The Australians must be laughing up their sleeves. Literally. Indian cricket just descended into the lowest depths of behaviour that has never been witnessed before. A team-mate slapping another one. That has to be the final nail in the coffin of absolute ignominy. When Harbhajan Singh “allegedly” slapped S. Sreesanth, he dragged Indian cricket into the morass from which it has been struggling to pull itself. The sequence of events is still pretty unclear. Apparently Sreesanth, the wild child that he is, kept hurling “provocative” remarks at Bhajji’s Mumbai team that was losing to Mohali in the IPL match. The Turbanator was standing in as the captain for the Mumbai team in the absence of Sachin Tendulkar. And after the defeat, when Sreesanth commented “hard luck”, Bhajji apparently lost his cool and in a moment of insanity, slapped the Kerala paceman across his face. That was not all. As Mohali was celebrating its triumph, Sreesanth could be seen weeping copiously, wiping away tears from his face like a small child. And just when the media got wind of the situation, it was a total Roman holiday for them. Pictures of Sreesanth crying dominated every news channel and newspaper the next day, making it the front page news, with speculations rife about what had actually happened. Bhajji refused to comment about it initially. Sreesanth said that he had been slapped by Harbhajan, who had then apologised to him in the dressing-room. Later, however, both the players tried their hardest to downplay the incident, Sreesanth even calling it a “normal” thing that “is a part of the game”. Excuse me? Cricket is a sport. And nowhere in the game is physically abusing a player considered normal. Neither is it a part of the game. It is a total anomaly, something that happens in the rarest of rare cases. Puritans of the sport are highly appalled at the turn of events. What made Bhajji, who has already been hauled over the coals numerous times by the ICC, slap his own team-mate?
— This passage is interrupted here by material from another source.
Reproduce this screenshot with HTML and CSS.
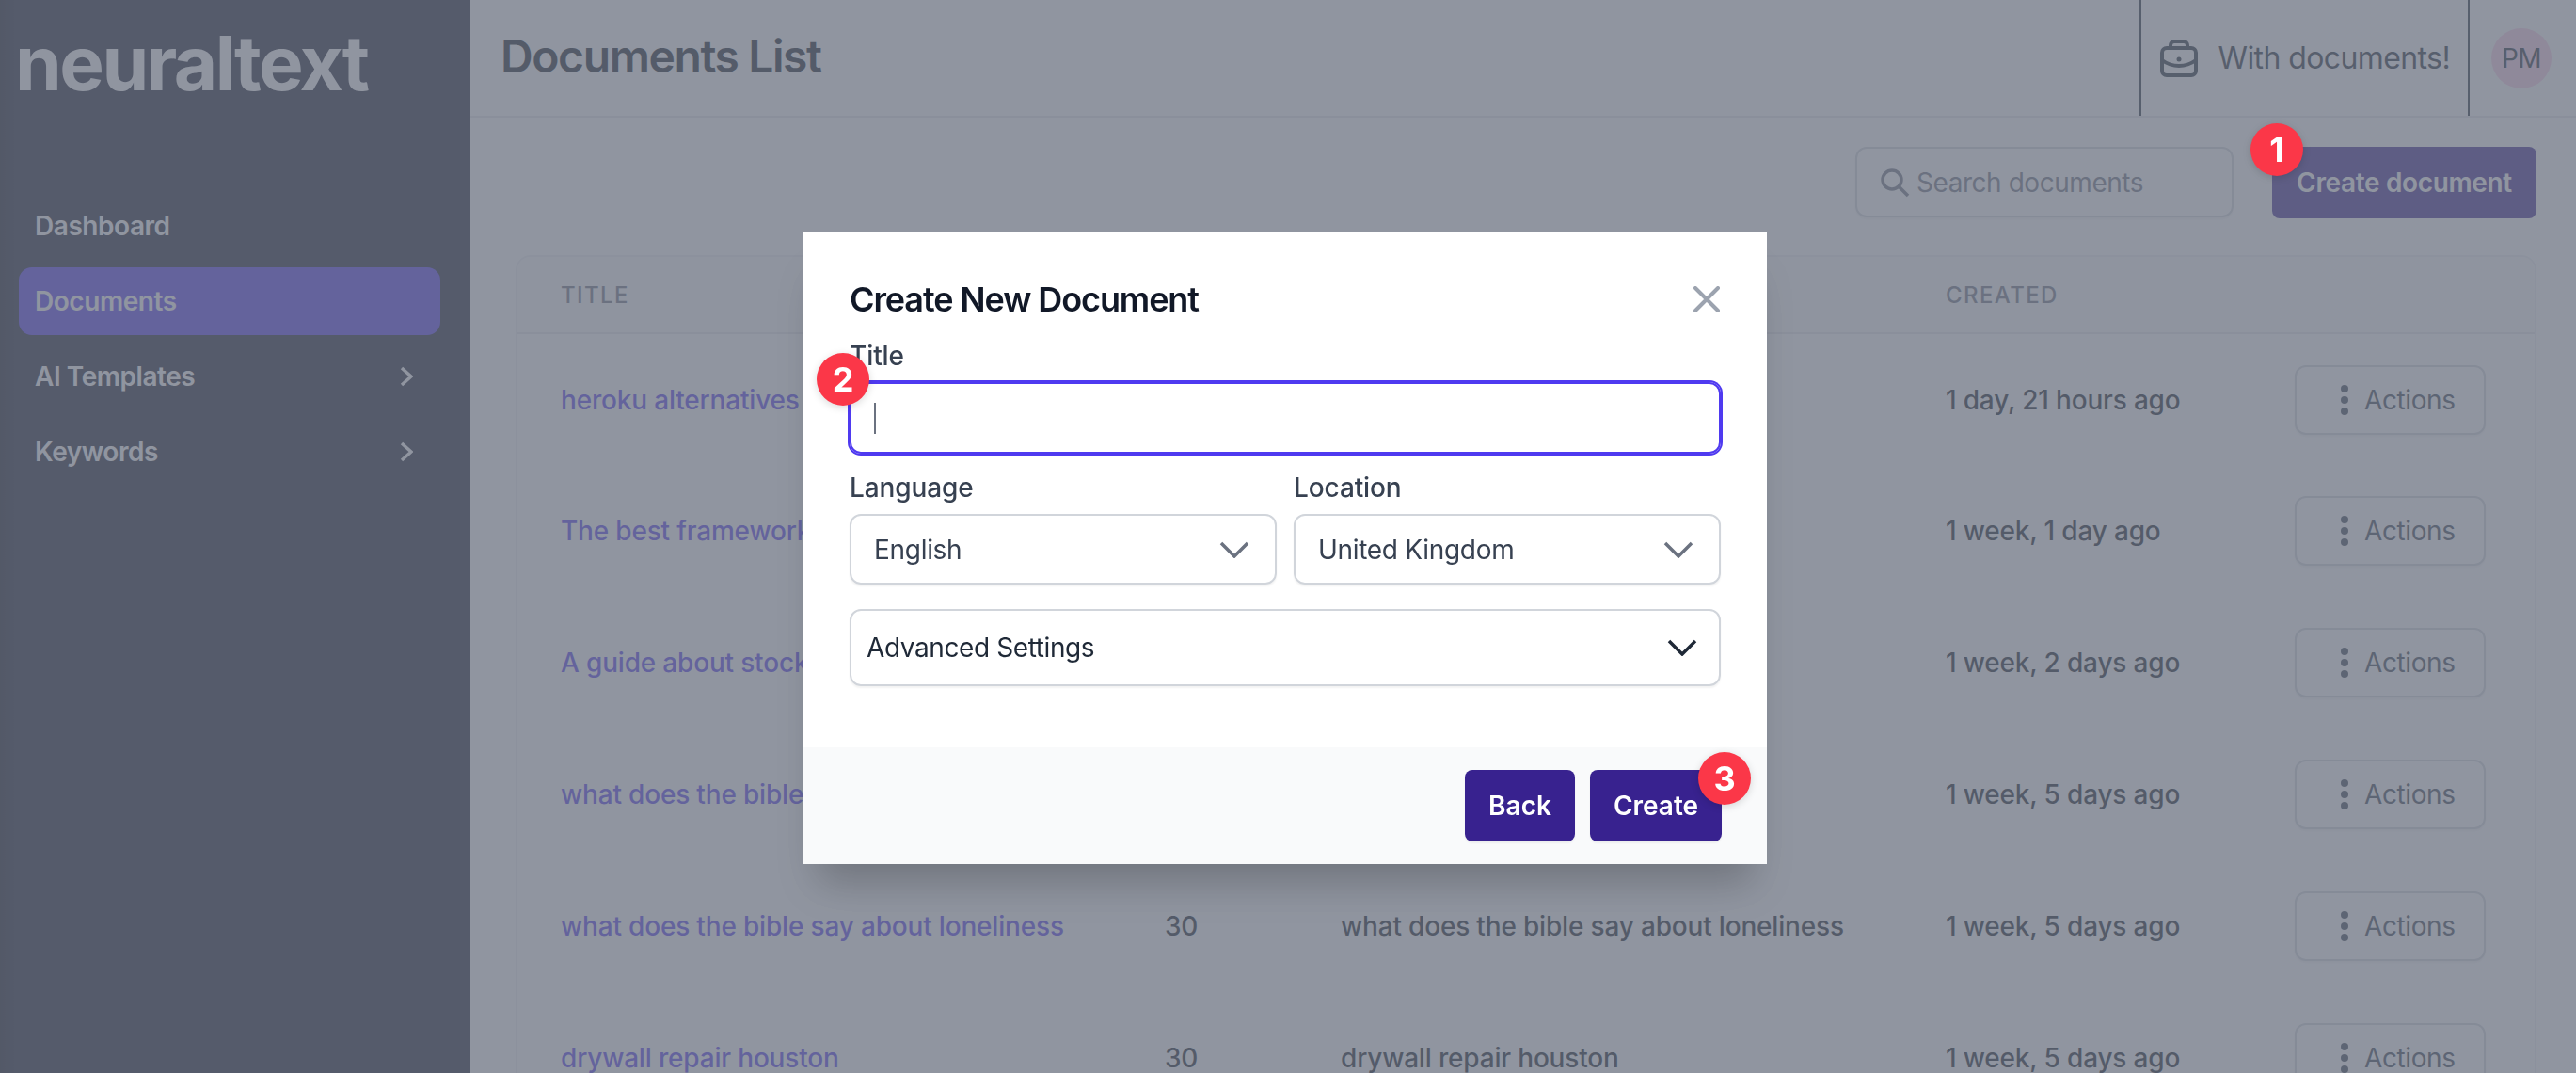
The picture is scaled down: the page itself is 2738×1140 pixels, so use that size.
FILE: index.html
```html
<!DOCTYPE html>
<html lang="en">
<head>
    <meta charset="UTF-8">
    <meta name="viewport" content="width=device-width, initial-scale=1.0">
    <title>neuraltext - Documents List</title>
    <link rel="stylesheet" href="styles.css">
</head>
<body>
    <div class="app">
        <aside class="sidebar">
            <div class="logo">neuraltext</div>
            <nav class="nav">
                <a class="nav-item">Dashboard</a>
                <a class="nav-item active">Documents</a>
                <a class="nav-item">AI Templates
                    <svg class="nav-chevron" viewBox="0 0 14 22"><path d="M2 2l10 9-10 9"/></svg>
                </a>
                <a class="nav-item">Keywords
                    <svg class="nav-chevron" viewBox="0 0 14 22"><path d="M2 2l10 9-10 9"/></svg>
                </a>
            </nav>
        </aside>

        <main class="main">
            <header class="topbar">
                <h1 class="page-title">Documents List</h1>
                <div class="workspace">
                    <svg class="briefcase" viewBox="0 0 40 40">
                        <rect x="2" y="9" width="36" height="29" rx="5"/>
                        <path d="M11 9V6a4 4 0 0 1 4-4h10a4 4 0 0 1 4 4v3"/>
                        <path d="M2 22c11 8 25 8 36 0"/>
                        <circle class="briefcase-dot" cx="20" cy="21" r="2.5"/>
                    </svg>
                    <span>With documents!</span>
                </div>
                <div class="account">
                    <div class="avatar">PM</div>
                </div>
            </header>

            <div class="toolbar">
                <div class="search">
                    <svg class="search-icon" viewBox="0 0 32 32"><circle cx="13" cy="13" r="10"/><path d="M20 20l10 10"/></svg>
                    <span>Search documents</span>
                </div>
                <button class="btn-primary">Create document</button>
            </div>

            <div class="card">
                <table class="doc-table">
                    <colgroup>
                        <col class="col-title">
                        <col class="col-words">
                        <col class="col-keyword">
                        <col class="col-created">
                        <col>
                    </colgroup>
                    <thead>
                        <tr>
                            <th>Title</th>
                            <th>Words</th>
                            <th>Keyword</th>
                            <th>Created</th>
                            <th></th>
                        </tr>
                    </thead>
                    <tbody>
                        <tr>
                            <td><a>heroku alternatives</a></td>
                            <td>30</td>
                            <td>heroku alternatives</td>
                            <td>1 day, 21 hours ago</td>
                            <td><button class="btn-actions"><span class="dots"><i></i><i></i><i></i></span>Actions</button></td>
                        </tr>
                        <tr>
                            <td><a>The best frameworks</a></td>
                            <td>30</td>
                            <td>best frameworks</td>
                            <td>1 week, 1 day ago</td>
                            <td><button class="btn-actions"><span class="dots"><i></i><i></i><i></i></span>Actions</button></td>
                        </tr>
                        <tr>
                            <td><a>A guide about stocks</a></td>
                            <td>30</td>
                            <td>stocks guide</td>
                            <td>1 week, 2 days ago</td>
                            <td><button class="btn-actions"><span class="dots"><i></i><i></i><i></i></span>Actions</button></td>
                        </tr>
                        <tr>
                            <td><a>what does the bible say about lies</a></td>
                            <td>30</td>
                            <td>what does the bible say about lies</td>
                            <td>1 week, 5 days ago</td>
                            <td><button class="btn-actions"><span class="dots"><i></i><i></i><i></i></span>Actions</button></td>
                        </tr>
                        <tr>
                            <td><a>what does the bible say about loneliness</a></td>
                            <td>30</td>
                            <td>what does the bible say about loneliness</td>
                            <td>1 week, 5 days ago</td>
                            <td><button class="btn-actions"><span class="dots"><i></i><i></i><i></i></span>Actions</button></td>
                        </tr>
                        <tr>
                            <td><a>drywall repair houston</a></td>
                            <td>30</td>
                            <td>drywall repair houston</td>
                            <td>1 week, 5 days ago</td>
                            <td><button class="btn-actions"><span class="dots"><i></i><i></i><i></i></span>Actions</button></td>
                        </tr>
                    </tbody>
                </table>
            </div>
        </main>
    </div>

    <div class="overlay">
        <span class="badge badge-one">1</span>

        <div class="modal">
            <div class="modal-body">
                <div class="modal-head">
                    <h2 class="modal-title">Create New Document</h2>
                    <svg class="modal-close" viewBox="0 0 28 28"><path d="M2 2l24 24M26 2L2 26"/></svg>
                </div>

                <label class="field-label field-label-title">Title</label>
                <div class="title-input">
                    <span class="badge badge-two">2</span>
                    <span class="caret"></span>
                </div>

                <div class="field-row">
                    <div class="field">
                        <label class="field-label">Language</label>
                        <div class="select">English
                            <svg class="chevron" viewBox="0 0 32 18"><path d="M2 2l14 14L30 2"/></svg>
                        </div>
                    </div>
                    <div class="field">
                        <label class="field-label">Location</label>
                        <div class="select">United Kingdom
                            <svg class="chevron" viewBox="0 0 32 18"><path d="M2 2l14 14L30 2"/></svg>
                        </div>
                    </div>
                </div>

                <div class="advanced">Advanced Settings
                    <svg class="chevron chevron-dark" viewBox="0 0 32 18"><path d="M2 2l14 14L30 2"/></svg>
                </div>
            </div>

            <div class="modal-foot">
                <button class="btn-modal btn-back">Back</button>
                <button class="btn-modal btn-create">Create
                    <span class="badge badge-three">3</span>
                </button>
            </div>
        </div>
    </div>
</body>
</html>
```

FILE: styles.css
```css
* {
    box-sizing: border-box;
}

html, body {
    height: 100%;
}

body {
    margin: 0;
    font-family: Inter, "Liberation Sans", sans-serif;
    font-size: 28px;
    color: #111827;
    background-color: #fff;
    overflow: hidden;
}

button {
    font-family: inherit;
    font-size: 28px;
    cursor: pointer;
}

.app {
    display: flex;
    height: 100vh;
}

/* sidebar */
.sidebar {
    flex: 0 0 500px;
    padding: 0 32px 0 20px;
    background-color: #14182c;
    background-image: linear-gradient(to right, rgba(0, 0, 0, 0.3), transparent 16px);
    color: #fff;
}

.logo {
    height: 124px;
    margin-left: -4px;
    font-size: 80px;
    font-weight: 700;
    line-height: 134px;
    letter-spacing: -2.5px;
}

.nav {
    margin-top: 80px;
}

.nav-item {
    display: flex;
    align-items: center;
    justify-content: space-between;
    height: 72px;
    margin-bottom: 8px;
    padding: 0 29px 0 17px;
    border-radius: 14px;
    font-weight: 600;
    letter-spacing: -0.45px;
}

.nav-item.active {
    background-color: #4f3af0;
}

.nav-chevron {
    width: 14px;
    height: 22px;
    fill: none;
    stroke: #fff;
    stroke-width: 3.5;
}

/* header */
.main {
    flex: 1;
    min-width: 0;
}

.topbar {
    display: flex;
    align-items: stretch;
    height: 125px;
    border-bottom: 2px solid #e5e7eb;
}

.page-title {
    flex: 1;
    margin: 0;
    padding-left: 32px;
    font-size: 48px;
    font-weight: 600;
    line-height: 120px;
    letter-spacing: -1.4px;
    color: #111827;
}

.workspace {
    display: flex;
    align-items: center;
    gap: 21px;
    padding: 0 19px 0 20px;
    border-left: 2px solid #1f2937;
    border-right: 2px solid #1f2937;
    font-size: 32px;
    letter-spacing: -0.6px;
    color: #1f2937;
}

.briefcase {
    width: 40px;
    height: 40px;
    fill: none;
    stroke: #1f2937;
    stroke-width: 4;
}

.briefcase-dot {
    fill: #1f2937;
    stroke: none;
}

.account {
    display: flex;
    align-items: center;
    padding: 0 26px 0 23px;
}

.avatar {
    display: flex;
    align-items: center;
    justify-content: center;
    width: 64px;
    height: 64px;
    border-radius: 50%;
    background-color: #fbcfe8;
    color: #1f2937;
    letter-spacing: -0.5px;
}

/* toolbar */
.toolbar {
    display: flex;
    justify-content: flex-end;
    gap: 41px;
    padding: 31px 42px 39px 48px;
}

.search {
    display: flex;
    align-items: center;
    gap: 7px;
    width: 402px;
    height: 75px;
    padding-left: 24px;
    border: 2px solid #d1d5db;
    border-radius: 12px;
    box-shadow: 0 2px 2px rgba(0, 0, 0, 0.05);
    color: #6b7280;
    letter-spacing: -0.45px;
}

.search-icon {
    width: 32px;
    height: 32px;
    fill: none;
    stroke: #6b7280;
    stroke-width: 3.5;
}

.btn-primary {
    width: 281px;
    height: 76px;
    padding: 0;
    border: none;
    border-radius: 8px;
    background-color: #38228f;
    color: #fff;
    font-weight: 600;
    letter-spacing: -0.35px;
}

/* table */
.card {
    margin: 0 42px 0 48px;
    border: 2px solid #eef0f3;
    border-radius: 16px;
    overflow: hidden;
}

.doc-table {
    width: 100%;
    border-collapse: collapse;
    table-layout: fixed;
}

.col-title {
    width: 688px;
}

.col-words {
    width: 187px;
}

.col-keyword {
    width: 643px;
}

.col-created {
    width: 371px;
}

.doc-table th {
    height: 81px;
    padding: 0;
    background-color: #f9fafb;
    border-bottom: 2px solid #e5e7eb;
    font-size: 24px;
    font-weight: 500;
    letter-spacing: 1.4px;
    text-align: left;
    text-transform: uppercase;
    color: #6b7280;
}

.doc-table td {
    height: 140px;
    padding: 0;
    font-weight: 500;
    letter-spacing: -0.18px;
    color: #111827;
    white-space: nowrap;
}

.doc-table th:first-child,
.doc-table td:first-child {
    padding-left: 46px;
}

.doc-table a {
    color: #4f3af0;
}

.btn-actions {
    display: flex;
    align-items: center;
    gap: 17px;
    width: 203px;
    height: 74px;
    padding: 0 0 0 47px;
    border: 2px solid #d1d5db;
    border-radius: 12px;
    background-color: #fff;
    box-shadow: 0 2px 2px rgba(0, 0, 0, 0.05);
    color: #374151;
    font-weight: 400;
    letter-spacing: -0.4px;
}

.dots {
    display: flex;
    flex-direction: column;
    gap: 4px;
}

.dots i {
    width: 8px;
    height: 8px;
    border-radius: 50%;
    background-color: #374151;
}

/* modal */
.overlay {
    position: fixed;
    inset: 0;
    display: flex;
    justify-content: center;
    align-items: flex-start;
    padding: 246px 6px 0 0;
    background-color: rgba(107, 114, 128, 0.75);
}

.modal {
    width: 1024px;
    background-color: #fff;
    box-shadow: 0 35px 40px -15px rgba(0, 0, 0, 0.22);
}

.modal-body {
    height: 548px;
    padding: 50px 49px 0;
}

.modal-head {
    display: flex;
    align-items: center;
    justify-content: space-between;
    height: 44px;
    padding-right: 1px;
}

.modal-title {
    margin: 0;
    font-size: 36px;
    font-weight: 600;
    line-height: 44px;
    letter-spacing: -1.1px;
}

.modal-close {
    width: 28px;
    height: 28px;
    fill: none;
    stroke: #9ca3af;
    stroke-width: 4;
    stroke-linecap: round;
}

.field-label {
    display: block;
    margin-bottom: 8px;
    font-weight: 500;
    line-height: 40px;
    letter-spacing: -0.1px;
    color: #374151;
}

.field-label-title {
    margin-top: 18px;
}

.title-input {
    position: relative;
    height: 76px;
    border: 2px solid #4f3af0;
    border-radius: 12px;
    box-shadow: 0 0 0 2px #4f3af0;
}

.caret {
    position: absolute;
    left: 24px;
    top: 20px;
    width: 2px;
    height: 33px;
    background-color: #6b7280;
}

.field-row {
    display: flex;
    gap: 18px;
    margin-top: 16px;
}

.field {
    flex: 1;
}

.select,
.advanced {
    display: flex;
    align-items: center;
    justify-content: space-between;
    border: 2px solid #d1d5db;
    border-radius: 12px;
    box-shadow: 0 2px 2px rgba(0, 0, 0, 0.05);
    color: #374151;
    letter-spacing: -0.3px;
}

.select {
    height: 75px;
    padding: 0 27px 0 24px;
}

.advanced {
    height: 82px;
    margin-top: 26px;
    padding: 0 23px 0 16px;
    color: #1f2937;
    letter-spacing: -0.4px;
}

.chevron {
    width: 32px;
    height: 18px;
    fill: none;
    stroke: #6b7280;
    stroke-width: 3.5;
}

.chevron-dark {
    stroke: #1f2937;
}

.modal-foot {
    display: flex;
    justify-content: flex-end;
    gap: 16px;
    height: 124px;
    padding: 24px 48px;
    background-color: #f9fafb;
}

.btn-modal {
    position: relative;
    height: 76px;
    padding: 0;
    border: none;
    border-radius: 8px;
    background-color: #38228f;
    color: #fff;
    font-weight: 600;
    box-shadow: 0 2px 2px rgba(0, 0, 0, 0.05);
}

.btn-back {
    width: 117px;
}

.btn-create {
    width: 140px;
}

/* tour badges */
.badge {
    position: absolute;
    display: flex;
    align-items: center;
    justify-content: center;
    width: 56px;
    height: 56px;
    border-radius: 50%;
    background-color: #fb3748;
    color: #fff;
    font-size: 36px;
    font-weight: 700;
    box-shadow: 0 2px 8px rgba(0, 0, 0, 0.15);
}

.badge-one {
    left: 2392px;
    top: 131px;
}

.badge-two {
    left: -37px;
    top: -33px;
}

.badge-three {
    left: 115px;
    top: -19px;
}
```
There is some truth that Sreesanth must have made some provocative remarks. He is the sort of player who has the uncanny ability to get underneath the opposition’s skin. And quite literally so. He has been repeatedly asked to calm down by various senior players. But Sreesanth calls it passion for the game. Some say he is needlessly courting controversies while some say that he is a player who likes drawing attention from every quarter. No one can be sure of the real reason. But the BCCI will surely ask Sreesanth as well to explain his conduct in the matter, considering the image he has built for himself over they years. Untamed aggression and untrammelled brashness will not help either of them.
Bhajji has been suspended until the BCCI calls a meeting on Monday and asks him to justify his highly-condemnable action. Maybe he will be fined. Maybe he will be punished or banned for sometime. Maybe it will be the same for Sreesanth also. Till then, it is Andrew Symonds who must be mulling over what had happened to him in the infamous “Monkey-gate” scandal. And even Matthew Hayden, who has shared some ‘food for thought’ with the two firebrands of the Indian team. Even the international arena will be watching with bated breath the new sights being witnessed everyday in the Indian cricketing firmament. And thanking their plentiful stars that such stuff does not happen in their backyard.